Finally the wind blew and lift was good at the PSSA event on the Lleyn Peninsula over the wekend of the 13th and 14th August 2016. The June event was marred by zero lift, so to be welcome with a Westerly 10 to 20mph smooth sea breeze overlooking Hell’s Mouth was a bonus.
We arrived to sun and a smooth breeze at the telephone box as usual. Phil directed us to Annie’s place which is the best slope with good accessibility. We duly paid our £3 dues – £2 to park and £1 towards the marvellous prizes – wine and the Alan Hulme memorial trophy which was donated by his family in his honour, this being the 30th Anniversary of its foundation in 1986.
It was a good turn out, with people travelling from all over the country and some local Welsh visitors from the Lleyn club.
On the edge I recorded the wind speed at 15mph, which was ideal for most of my PSS models but not all. Over 25 and the Red Arrows Hawk would get a showing. Phil Cooke tried to launch his Tornado but there was not quite enough for it, so, although my twin Tornado was assembled, it stayed on the ground. Steve Mclaren, however, flew his lighter version most effectively.
There were a gaggle of Jet Provosts which seemed to fly at some speed in most conditions, Chris Barlow (black and yellow one), John Hay (traditional red and white), Tom Cooke (silver and yellow), Steve McLaren (red and white), me (orange and silver). The collection was no wonder bearing in mind that it was the model chosen for the Mass Build 2 years ago.
The star model of the event was Andy Meade’s Vulcan which he had bought part built from a deceased modeller. It had flaps, airbrakes, as well as the usual ailerons. It occupied all of his channels and used some complex channel mixing.
It was maiden launched to a round of applause. The camouflage finish stood out nicely against the sky, and the true to scale appearance was most effective. Andy had finished it off to look splendid. You would be hard pressed to detect it from the real thing at a distance. There are, now, of course, a squadron of Vulcans of all shapes and sizes, particularly after Mark Kettle has kitted an EPO version.

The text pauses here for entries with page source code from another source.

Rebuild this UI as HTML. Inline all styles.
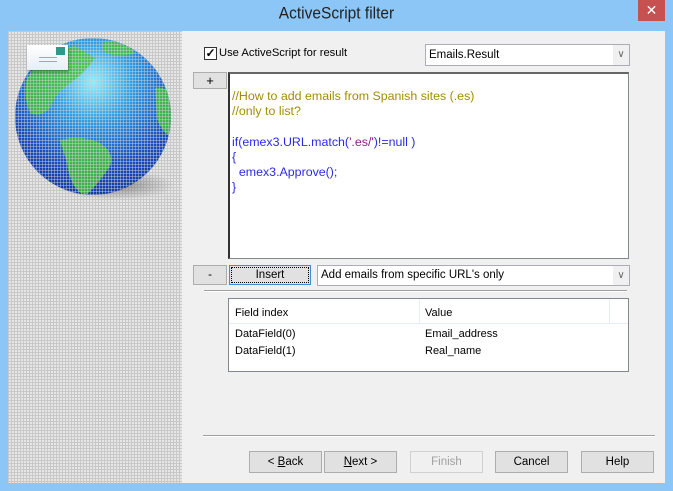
<!DOCTYPE html>
<html><head><meta charset="utf-8"><style>
*{margin:0;padding:0;box-sizing:border-box}
body{width:673px;height:491px;background:#8cc6f7;font-family:"Liberation Sans",sans-serif;font-size:11px;color:#000;position:relative;overflow:hidden}
.a{position:absolute}
.title{left:0;top:5px;width:673px;text-align:center;font-size:15.5px;color:#222;transform:scaleY(1.08)}
.close{left:638px;top:0;width:27px;height:21px;background:#c75050;color:#fff;text-align:center;font-size:14px;line-height:20px}
.client{left:8px;top:31px;width:657px;height:452px;background:#f0f0f0}
.left{left:8px;top:31px;width:174px;height:452px;background-color:#e6e6e6;background-image:linear-gradient(90deg,#c8c8c8 1px,transparent 1px),linear-gradient(#c8c8c8 1px,transparent 1px);background-size:3px 3px}
.btn{position:absolute;background:#e1e1e1;border:1px solid #adadad;text-align:center;line-height:20px;font-size:11.5px}
.combo{position:absolute;background:#fff;border:1px solid #abadb3;padding-left:3px;font-size:11.5px}
.arr{position:absolute;right:0;top:0;width:16px;height:100%;background:#f0f0f0;color:#666;font-size:10px;text-align:center}
.code{left:228px;top:72px;width:401px;height:187px;background:#fff;border:1px solid #828790;border-left:2px solid #333;border-top:2px solid #666;padding:15px 0 0 2px;line-height:15.2px;font-size:12.4px}
.c{color:#a38d00}.b{color:#2b2be8}.p{color:#8b1d8b}
.sep{height:2px;border-top:1px solid #a0a0a0;border-bottom:1px solid #fff}
</style></head><body>
<div class="a title">ActiveScript filter</div>
<div class="a close">✕</div>
<div class="a client"></div>
<div class="a left"></div>
<div class="a" style="left:15px;top:38px;width:160px;height:165px">
 <div class="a" style="left:40px;top:132px;width:120px;height:30px;border-radius:50%;background:radial-gradient(ellipse,rgba(90,90,90,.6),rgba(120,120,120,0) 70%)"></div>
 <div class="a" style="left:0;top:0;width:156px;height:157px;border-radius:50%;background:radial-gradient(circle at 50% 28%,#8ff0ff 0%,#2ea0e6 28%,#1a4fc0 62%,#0d2a8a 100%)"></div>
 <svg class="a" style="left:0;top:0" width="156" height="157" viewBox="0 0 156 157">
  <defs><clipPath id="g"><circle cx="78" cy="78.5" r="78"/></clipPath></defs>
  <g clip-path="url(#g)" fill="#45c33b" opacity=".85">
   <path d="M12 40 Q30 12 60 8 L80 20 Q70 35 55 45 Q40 55 35 70 Q25 80 15 75 Q8 60 12 40Z"/>
   <path d="M45 102 Q65 96 85 105 Q100 115 95 128 Q80 150 70 158 Q55 150 52 125Z"/>
   <path d="M140 50 Q156 48 160 65 L160 100 Q148 98 142 80Z"/>
   <path d="M85 5 Q110 0 120 15 Q105 20 90 15Z"/>
  </g>
 </svg>
 <div class="a" style="left:0;top:0;width:156px;height:157px;border-radius:50%;background-image:linear-gradient(90deg,rgba(210,210,210,.45) 1px,transparent 1px),linear-gradient(rgba(210,210,210,.45) 1px,transparent 1px);background-size:3px 3px"></div>
 <div class="a" style="left:12px;top:7px;width:41px;height:25px;background:linear-gradient(#fff,#e8eef4);box-shadow:1px 2px 3px rgba(0,0,0,.35)">
  <div class="a" style="left:29px;top:2px;width:9px;height:8px;background:#2a9a8a"></div>
  <div class="a" style="left:12px;top:12px;width:18px;height:1px;background:#9ab"></div>
  <div class="a" style="left:12px;top:16px;width:18px;height:1px;background:#9ab"></div>
 </div>
</div>
<div class="a" style="left:204px;top:47px;width:13px;height:13px;border:1px solid #333;background:#fff;font-size:12px;line-height:11px;text-align:center;font-weight:bold">✓</div>
<div class="a" style="left:219px;top:47px;font-size:11.2px">Use ActiveScript for result</div>
<div class="combo" style="left:425px;top:44px;width:205px;height:22px;line-height:20px">Emails.Result<div class="arr">∨</div></div>
<div class="btn" style="left:193px;top:72px;width:34px;height:17px;line-height:15px;font-size:13px">+</div>
<div class="a code"><span class="c">//How to add emails from Spanish sites (.es)<br>//only to list?</span><br><br><span class="b">if(emex3.URL.match(</span><span class="p">'.es/'</span><span class="b">)!=null )<br>{<br>&nbsp; emex3.Approve();<br>}</span></div>
<div class="btn" style="left:193px;top:265px;width:34px;height:20px;line-height:18px">-</div>
<div class="btn" style="left:229px;top:265px;width:82px;height:20px;line-height:18px;border-color:#3c8be0;outline:1px dotted #000;outline-offset:-3px">Insert</div>
<div class="combo" style="left:317px;top:265px;width:313px;height:21px;line-height:19px">Add emails from specific URL's only<div class="arr">∨</div></div>
<div class="a sep" style="left:204px;top:290px;width:423px"></div>
<div class="a" style="left:228px;top:298px;width:401px;height:74px;background:#fff;border:1px solid #828790">
 <div class="a" style="left:0;top:0;width:399px;height:25px;border-bottom:1px solid #e5eef6"></div>
 <div class="a" style="left:190px;top:0;width:1px;height:25px;background:#e5eef6"></div>
 <div class="a" style="left:380px;top:0;width:1px;height:25px;background:#e5eef6"></div>
 <div class="a" style="left:6px;top:8px">Field index</div><div class="a" style="left:196px;top:8px">Value</div>
 <div class="a" style="left:6px;top:29px">DataField(0)</div><div class="a" style="left:196px;top:29px">Email_address</div>
 <div class="a" style="left:6px;top:46px">DataField(1)</div><div class="a" style="left:196px;top:46px">Real_name</div>
</div>
<div class="a sep" style="left:203px;top:435px;width:452px"></div>
<div class="btn" style="left:249px;top:451px;width:73px;height:22px">&lt; <u>B</u>ack</div>
<div class="btn" style="left:324px;top:451px;width:73px;height:22px"><u>N</u>ext &gt;</div>
<div class="btn" style="left:410px;top:451px;width:73px;height:22px;color:#a0a0a0;background:#f0f0f0;border-color:#d0d0d0">Finish</div>
<div class="btn" style="left:495px;top:451px;width:73px;height:22px">Cancel</div>
<div class="btn" style="left:581px;top:451px;width:73px;height:22px">Help</div>
</body></html>
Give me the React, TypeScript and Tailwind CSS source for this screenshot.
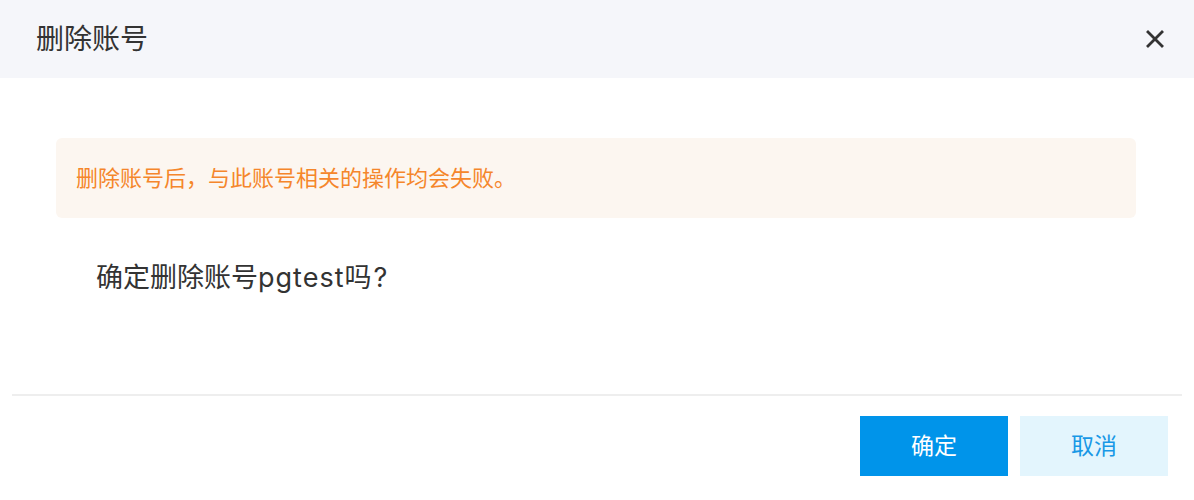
export default function App() {
  const font = { fontFamily: '"Inter", "Noto Sans CJK SC", sans-serif' };
  return (
    <div className="w-[1194px] h-[500px] bg-white flex flex-col" style={font}>
      <div className="h-[78px] bg-[#f5f6fa] flex items-center justify-between pl-[36px] pr-[30px]">
        <span className="text-[28px] text-[#333333]">删除账号</span>
        <svg width="18" height="18" viewBox="0 0 18 18" className="text-[#333333]">
          <path d="M2 2 L16 16 M16 2 L2 16" stroke="currentColor" strokeWidth="2.8" strokeLinecap="square" />
        </svg>
      </div>
      <div className="mt-[60px] ml-[56px] mr-[58px] h-[80px] rounded-[6px] bg-[#fcf6f0] flex items-center pl-[20px]">
        <span className="text-[22px] text-[#f5862b]">删除账号后，与此账号相关的操作均会失败。</span>
      </div>
      <div className="mt-[40px] pl-[96px] text-[27px] text-[#333333] leading-[40px]">
        确定删除账号<span className="tracking-[1px]">pgtest</span>吗<span className="font-['Inter'] ml-[2px]">?</span>
      </div>
      <div className="mt-[96px] mx-[12px] h-[2px] bg-[#eeeeee]" />
      <div className="mt-[20px] flex justify-end gap-[12px] pr-[26px]">
        <button className="w-[148px] h-[60px] bg-[#0094ea] text-white text-[23px]">确定</button>
        <button className="w-[148px] h-[60px] bg-[#e3f5fd] text-[#1898e6] text-[23px]">取消</button>
      </div>
    </div>
  );
}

Tim Mackey brought along a converted Spitfire of around 6 foot wingspan, which was designed for power use, but instead of a motor had 2 lipos up front, which were used to power the 3 Amp guzzling sound system. Pilots on the ground were seen ducking for cover as noises sounding like the engine, guns, and other miscellaneous noises came out of the fuselage sides. No wonder itwon best flown piston driven aircraft and a bottle of red wine.
In a fit of previousness (new word), I brought along my A4 Skyhawk to try out on a decent slope. My only previous flight was on the Leek slopes when the wind was off the slope. It flew but not effectively. This time I had added one of Andy Meade’s fuel probes, so it was set to go. Andy Meade launched it for me most effectively, into the breeze. It soared away and beat up and down most effectively, and at some pace. I would say it would keep up with the Jet Provosts. The jet outlet painted orange looked effective in the sun, and I was well chuffed with it. I had begun to think it was one of those models that you could only fly in limited conditions but I was wrong. It rolls amazingly well
So imagine my surprise when I won “Best Flown Jet Powered Model” and a bottle of wine. Andy took the Alan Hulme Trophy for best model of the weekend, as well as a signed line drawing with the signatures of the engineers.
Today will not be anything to write home about because the wind is light and variable as we enter a zone of high pressure weather. Good for the beach visitors, but not for us.